Without more background diversity in the humanities, a uni-culture breeds a like-minded reliance that isolates a company. Evolution has proven that diversity in a system wins. And as Google continues to grow, it should heed that advice.

Most of what Google develops is to feed the monster of search — to surround it, insulate it, and protect its single-source revenue stream. But what if, as is happening in mobile right now, search doesn’t monetize? What if search remains relevant, but becomes considerably less profitable? What if there is a short-term spike in profitability because of the multiple-screen-habit in-between technologies — but then it collapses? What if the thing Google is feeding dies? The company has no other viable source of income. If one company with a better mousetrap comes along, Google’s entire enterprise collapses.

The more mobile our society becomes, the more we need that better mousetrap.

Google is, and always has been, a one-trick pony when it comes to making money. Worse yet, the fundamental idea for how to make money on that product was not even Google’s — it was GoTo.com’s.

Google has been unable to diversify its revenue stream with the most significant brain trust ever assembled in human history. And this is a problem.

The in-or-out game that Google exhibits in its hiring practices is breeding discontent and anger. It provides incentive for some to “take them down,” and it makes them considerably more vulnerable. And a vulnerable Google puts us all at risk.

I hate Google for that.

4. The data Google collects is intimate (beyond personal)

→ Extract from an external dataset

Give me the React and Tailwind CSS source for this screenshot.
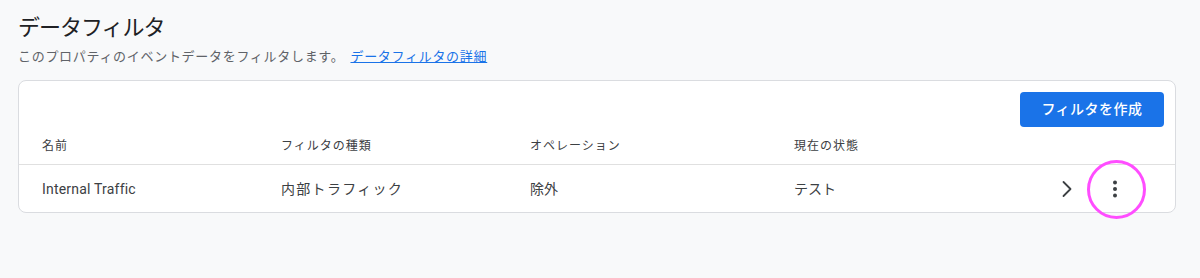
import React from 'react';

const font = { fontFamily: 'Roboto, "Noto Sans CJK JP", sans-serif' };

const columns = ['名前', 'フィルタの種類', 'オペレーション', '現在の状態'];

const rows = [
    { name: 'Internal Traffic', type: '内部トラフィック', op: '除外', state: 'テスト' },
];

function ChevronRight() {
    return (
        <svg width="24" height="24" viewBox="0 0 24 24" fill="none" stroke="#3c4043" strokeWidth="1.8" strokeLinecap="round" strokeLinejoin="round">
            <polyline points="8.5,5 15.5,12 8.5,19" />
        </svg>
    );
}

function MoreVert() {
    return (
        <svg width="24" height="24" viewBox="0 0 24 24" fill="#3c4043">
            <circle cx="12" cy="5.5" r="2" />
            <circle cx="12" cy="12" r="2" />
            <circle cx="12" cy="18.5" r="2" />
        </svg>
    );
}

export default function App() {
    return (
        <div className="min-h-[278px] w-full bg-[#f8f9fa] px-[18px] pt-[10px]" style={font}>
            <h1 className="text-[22px] leading-[36px] tracking-[-1px] text-[#202124] font-normal">データフィルタ</h1>
            <p className="mt-px text-[13px] leading-[20px] tracking-[0.7px] text-[#5f6368]">
                このプロパティのイベントデータをフィルタします。
                <a href="#" className="ml-[6px] text-[#1a73e8] underline">データフィルタの詳細</a>
            </p>

            <div className="mt-[13px] w-[1158px] rounded-[8px] border border-[#dadce0] bg-white">
                <div className="flex justify-end pt-[11px] pr-[11px]">
                    <button className="h-[35px] w-[144px] rounded-[4px] bg-[#1a73e8] text-[14px] font-medium tracking-[0.5px] text-white">
                        フィルタを作成
                    </button>
                </div>

                <div className="grid h-[38px] grid-cols-[239px_249px_264px_1fr] items-center border-b border-[#e0e0e0] pl-[23px] text-[12px] tracking-[1px] text-[#3c4043]">
                    {columns.map((c) => (
                        <div key={c}>{c}</div>
                    ))}
                </div>

                {rows.map((r) => (
                    <div key={r.name} className="relative grid h-[47px] grid-cols-[239px_249px_264px_1fr] items-center pl-[23px] text-[14px] text-[#3c4043]">
                        <div className="tracking-[0.2px]">{r.name}</div>
                        <div className="tracking-[1.3px]">{r.type}</div>
                        <div>{r.op}</div>
                        <div className="flex items-center justify-between">
                            <span>{r.state}</span>
                            <div className="flex items-center pr-[36px]">
                                <div className="flex h-[48px] w-[48px] items-center justify-center">
                                    <ChevronRight />
                                </div>
                                <div className="flex h-[48px] w-[48px] items-center justify-center">
                                    <MoreVert />
                                </div>
                            </div>
                        </div>
                        <div className="pointer-events-none absolute left-[1068px] top-[-5px] h-[59px] w-[59px] rounded-full border-[3px] border-[#ff4dff]" />
                    </div>
                ))}
            </div>
        </div>
    );
}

People type things into Google that they wouldn’t tell their spouse, physician, or shrink. At Ask.com, when we introduced AskEraser (which allowed you to surf anonymously), we had to specifically stipulate, “When AskEraser is enabled, your search activity will be deleted from Ask.com (not third-party) servers…” See that little “third-party” bolded? Guess who that is? Ask.com is Google’s largest distributor of AdWords in the world. Did we want to prevent Google from storing data when people used AskEraser? Yes — but there really wasn’t any way we could force Google to do it. We asked; the company said no.

Why is this concerning? All you have to do is look at AOL. On August 4, 2006, AOL Research released a compressed text file on one of its websites containing 20 million search keywords for more than 650,000 users over a three-month period, intended for research purposes. AOL pulled the file from public access by Aug. 7, but not before it had been mirrored and distributed on the internet. AOL itself did not identify users in the report; however, personally identifiable information was present in many of the queries. Because the queries were attributed by AOL to particular user accounts, identified numerically, an individual could be identified and matched to their account and search history by such information. The New York Times was able to locate an individual from the released and anonymous search records by cross referencing them with phone book listings.

In January 2007, Business 2.0 magazine on CNNMoney ranked the release of the search data No. 57 in a segment called “101 Dumbest Moments in Business.” Read more about the AOL Search scandal here.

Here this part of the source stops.